Re: [PATCH v4 1/3] cacheinfo: Add arch specific early level initializer

From: Radu Rendec
Date: Fri May 19 2023 - 18:02:53 EST


Hi Ricardo,

On Fri, 2023-05-19 at 14:44 -0700, Ricardo Neri wrote:
> On Thu, May 11, 2023 at 03:55:18PM -0400, Radu Rendec wrote:
> > On Wed, 2023-05-10 at 17:00 -0700, Ricardo Neri wrote:
> > > On Wed, May 10, 2023 at 04:44:49PM -0400, Radu Rendec wrote:
> > > > On Wed, 2023-05-10 at 12:12 -0700, Ricardo Neri wrote:
> > > > > On Wed, Apr 12, 2023 at 02:57:57PM -0400, Radu Rendec wrote:
> > > > > > This patch gives architecture specific code the ability to initialize
> > > > > > the cache level and allocate cacheinfo memory early, when cache level
> > > > > > initialization runs on the primary CPU for all possible CPUs.
> > > > [cut]
> > > > > > -int detect_cache_attributes(unsigned int cpu)
> > > > > > +static inline int init_level_allocate_ci(unsigned int cpu)
> > > > > >  {
> > > > > > -       int ret;
> > > > > > +       unsigned int early_leaves = cache_leaves(cpu);
> > > > > >  
> > > > > >         /* Since early initialization/allocation of the cacheinfo is allowed
> > > > > >          * via fetch_cache_info() and this also gets called as CPU hotplug
> > > > > >          * callbacks via cacheinfo_cpu_online, the init/alloc can be skipped
> > > > > >          * as it will happen only once (the cacheinfo memory is never freed).
> > > > > > -        * Just populate the cacheinfo.
> > > > > > +        * Just populate the cacheinfo. However, if the cacheinfo has been
> > > > > > +        * allocated early through the arch-specific early_cache_level() call,
> > > > > > +        * there is a chance the info is wrong (this can happen on arm64).

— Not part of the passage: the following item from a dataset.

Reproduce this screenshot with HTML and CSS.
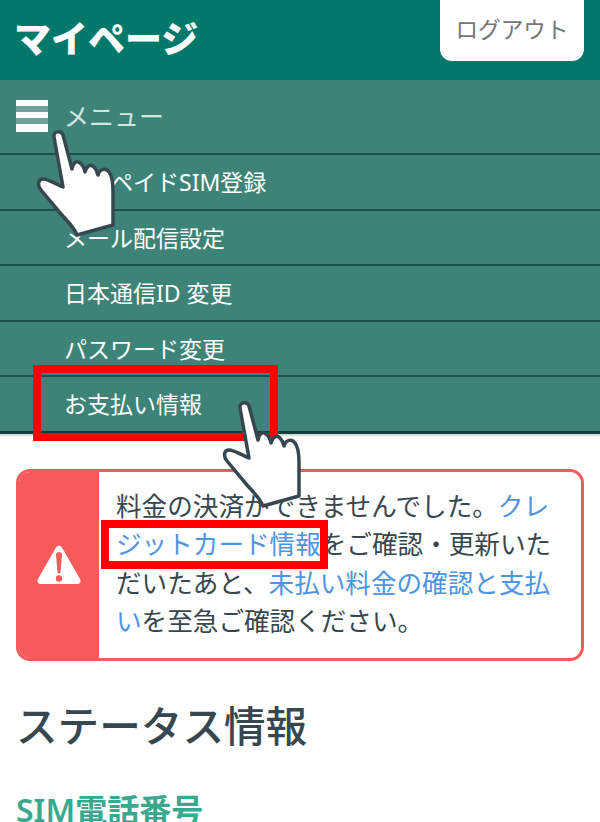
FILE: index.html
```html
<!DOCTYPE html>
<html lang="ja">
<head>
    <meta charset="UTF-8">
    <title>マイページ</title>
    <link rel="stylesheet" href="styles.css">
</head>
<body>
<svg class="defs" width="0" height="0">
    <symbol id="hand" viewBox="0 0 104 122">
        <path d="M40 18C39 12 47 11 49 16L58 50C59 44 62 41 66 44C69 46 70 48 71 53C73 46 77 45 80 48C82 50 83 52 84 56C86 49 92 49 95 53C98 57 99 62 99 72L99 106L63 116C60 108 53 102 47 95L27 71C23 66 24 60 29 60C34 60 44 66 49 68Z"/>
    </symbol>
</svg>

<header class="top">
    <h1 class="top-title">マイページ</h1>
    <a class="logout">ログアウト</a>
</header>

<nav class="menu">
    <div class="menu-head">
        <span class="burger"><i></i><i></i><i></i></span>
        <span class="menu-label">メニュー</span>
    </div>
    <ul class="menu-list">
        <li>プリペイドSIM登録</li>
        <li>メール配信設定</li>
        <li>日本通信ID 変更</li>
        <li>パスワード変更</li>
        <li>お支払い情報</li>
    </ul>
</nav>

<main class="content">
    <div class="alert">
        <div class="alert-icon">
            <svg width="44" height="40" viewBox="0 0 44 40">
                <path class="tri" d="M19 2.500C20.400 0.200 23.600 0.200 25 2.500L43 34C44.400 36.600 43 39 40 39L4 39C1 39 -0.400 36.600 1 34Z"/>
                <path class="mark" d="M19 9.500C19 6 25 6 25 9.500L23.500 27C23.300 29 20.700 29 20.500 27Z"/>
                <circle class="mark" cx="22" cy="33.500" r="3.200"/>
            </svg>
        </div>
        <p class="alert-text">料金の決済ができませんでした。<a>クレジットカード情報</a>をご確認・更新いただいたあと、<a>未払い料金の確認と支払い</a>を至急ご確認ください。</p>
    </div>

    <h2 class="status-title">ステータス情報</h2>
    <h3 class="status-sub">SIM電話番号</h3>
</main>

<!-- 操作説明の赤枠と手のカーソル -->
<div class="red-box box-menu"></div>
<div class="red-box box-link"></div>
<svg class="hand hand-menu"><use href="#hand"/></svg>
<svg class="hand hand-pay"><use href="#hand"/></svg>
</body>
</html>
```

FILE: styles.css
```css
html, body {
    margin: 0;
    padding: 0;
    height: 822px;
    overflow: hidden;
    background-color: #fff;
}
body {
    position: relative;
    font-family: "Noto Sans", "Noto Sans CJK JP", sans-serif;
    color: #37474f;
}
.defs {
    position: absolute;
}

.top {
    display: flex;
    justify-content: space-between;
    align-items: flex-start;
    height: 80px;
    padding: 0 16px;
    box-sizing: border-box;
    background-color: #00796b;
}
.top-title {
    margin: 14px 0 0 -2px;
    font-size: 37px;
    line-height: 50px;
    font-weight: 900;
    color: #fff;
}
.logout {
    display: block;
    width: 144px;
    height: 61px;
    line-height: 59px;
    text-align: center;
    font-size: 22.6px;
    color: #757575;
    background-color: #fff;
    border-radius: 0 0 12px 12px;
}

.menu {
    background-color: #3e8378;
    border-bottom: 3px solid #123f3a;
    box-shadow: 0 2px 0 #d5dddb;
}
.menu-head {
    display: flex;
    align-items: center;
    gap: 16px;
    height: 73px;
    padding: 0 0 2px 16px;
    box-sizing: border-box;
}
.burger {
    display: flex;
    flex-direction: column;
    justify-content: space-between;
    width: 32px;
    height: 32px;
    background-color: rgba(255,255,255,0.25);
}
.burger i {
    display: block;
    height: 6px;
    background-color: #fff;
}
.burger i:last-child {
    height: 8px;
}
.menu-label {
    font-size: 25px;
    line-height: 72px;
    color: #d4e5e1;
}
.menu-list {
    list-style: none;
    margin: 0;
    padding: 0;
}
.menu-list li {
    height: 55.5px;
    box-sizing: border-box;
    border-top: 2px solid #1b4f48;
    padding-left: 64px;
    font-size: 23px;
    line-height: 54px;
    color: #fff;
}

.content {
    padding: 35.5px 16px 0;
}
.alert {
    display: flex;
    height: 192px;
    box-sizing: border-box;
    border: 3px solid #f75a5a;
    border-radius: 14px;
    overflow: hidden;
}
.alert-icon {
    display: flex;
    align-items: center;
    justify-content: center;
    flex: none;
    width: 80px;
    background-color: #f75a5a;
}
.tri {
    fill: #fff;
}
.mark {
    fill: #f75a5a;
}
.alert-text {
    margin: 0;
    padding: 16px 17px 0;
    font-size: 25.6px;
    line-height: 38.4px;
}
.alert-text a {
    color: #4f94e0;
}
.status-title {
    margin: 35px 0 0;
    font-size: 41.6px;
    line-height: 60px;
    font-weight: 500;
}
.status-sub {
    margin: 32px 0 0;
    font-size: 32px;
    line-height: 44px;
    font-weight: 600;
    color: #3aa88f;
}

.red-box {
    position: absolute;
    box-sizing: border-box;
    border: 8px solid #f00;
}
.box-menu {
    left: 33px;
    top: 365px;
    width: 245px;
    height: 76px;
}
.box-link {
    left: 101px;
    top: 520px;
    width: 227px;
    height: 49px;
}
.hand {
    position: absolute;
    width: 104px;
    height: 122px;
    fill: #fff;
    stroke: #37474f;
    stroke-width: 3.5;
    stroke-linejoin: round;
}
.hand-menu {
    left: 14px;
    top: 119px;
}
.hand-pay {
    left: 200px;
    top: 390px;
}
```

In
> > > > > > +        * that case, call init_cache_level() anyway to give the arch-specific
> > > > > > +        * code a chance to make things right.
> > > > > >          */
> > > > > > -       if (per_cpu_cacheinfo(cpu))
> > > > > > -               goto populate_leaves;
> > > > > > +       if (per_cpu_cacheinfo(cpu) && !ci_cacheinfo(cpu)->early_ci_levels)
> > > > > > +               return 0;
> > > > > >  
> > > > > >         if (init_cache_level(cpu) || !cache_leaves(cpu))
> > > > > >                 return -ENOENT;
> > > > > >  
> > > > > > -       ret = allocate_cache_info(cpu);
> > > > > > +       /*
> > > > > > +        * Now that we have properly initialized the cache level info, make
> > > > > > +        * sure we don't try to do that again the next time we are called
> > > > > > +        * (e.g. as CPU hotplug callbacks).
> > > > > > +        */
> > > > > > +       ci_cacheinfo(cpu)->early_ci_levels = false;
> > > > > > +
> > > > > > +       if (cache_leaves(cpu) <= early_leaves)
> > > > > > +               return 0;
> > > > > > +
> > > > >
> > > > > I had posted a patchset[1] for x86 that initializes
> > > > > ci_cacheinfo(cpu)->num_leaves during SMP boot.
> > > > >
> > > > > This means that early_leaves and a late cache_leaves() are equal but
> > > > > per_cpu_cacheinfo(cpu) is never allocated. Currently, x86 does not use
> > > > > fetch_cache_info().
> > > > >
> > > > > I think that we should check here that per_cpu_cacheinfo() has been allocated to
> > > > > take care of the case in which early and late cache leaves remain the same:
> > > > >
> > > > > -       if (cache_leaves(cpu) <= early_leaves)
> > > > > +       if (cache_leaves(cpu) <= early_leaves && per_cpu_cacheinfo(cpu))
> > > > >
> > > > > Otherwise, in v6.4-rc1 + [1] I observe a NULL pointer dereference from
> > > > > last_level_cache_is_valid().
> > > > >
> > > > > I can post a patch with this fix if it makes sense.
> > > > >
> > > > > [1]. https://lore.kernel.org/all/20230424001956.21434-3-ricardo.neri-calderon@xxxxxxxxxxxxxxx/
> > > >
> > > > Thanks for bringing this to my attention. I need to run some tests on
> > > > x86 (I did all that work/testing on arm64) and wrap my head around it.
> > > >
> > > > While I don't see any problem with the fix you're proposing, I'm afraid
> > > > it may circle back to the other problem I tried to fix initially. Have
> > > > you tested this on an RT kernel by any chance?
> > >
> > > That is a good point. I did not test on an RT kernel. I'll try that.
> >
> > It looks like the flow is much simpler on x86: detect_cache_attributes()
> > is called only once for each CPU, and it's called in kthread context.
> >
> > I haven't tested on an RT kernel but I think it should be fine. I put a
> > msleep() there and saw no issues, which means kmalloc() on RT should be
> > fine as well.
>
> I booted the realtime kernel [3] with CONFIG_PREEMPT_RT and did not observe
> the BUG splat. I tried before your patchset. Were you able to reproduce on
> x86? Also, I was not able to reproduce the BUG splat after your changes +
> [1] + my earlier suggested patch in this thread.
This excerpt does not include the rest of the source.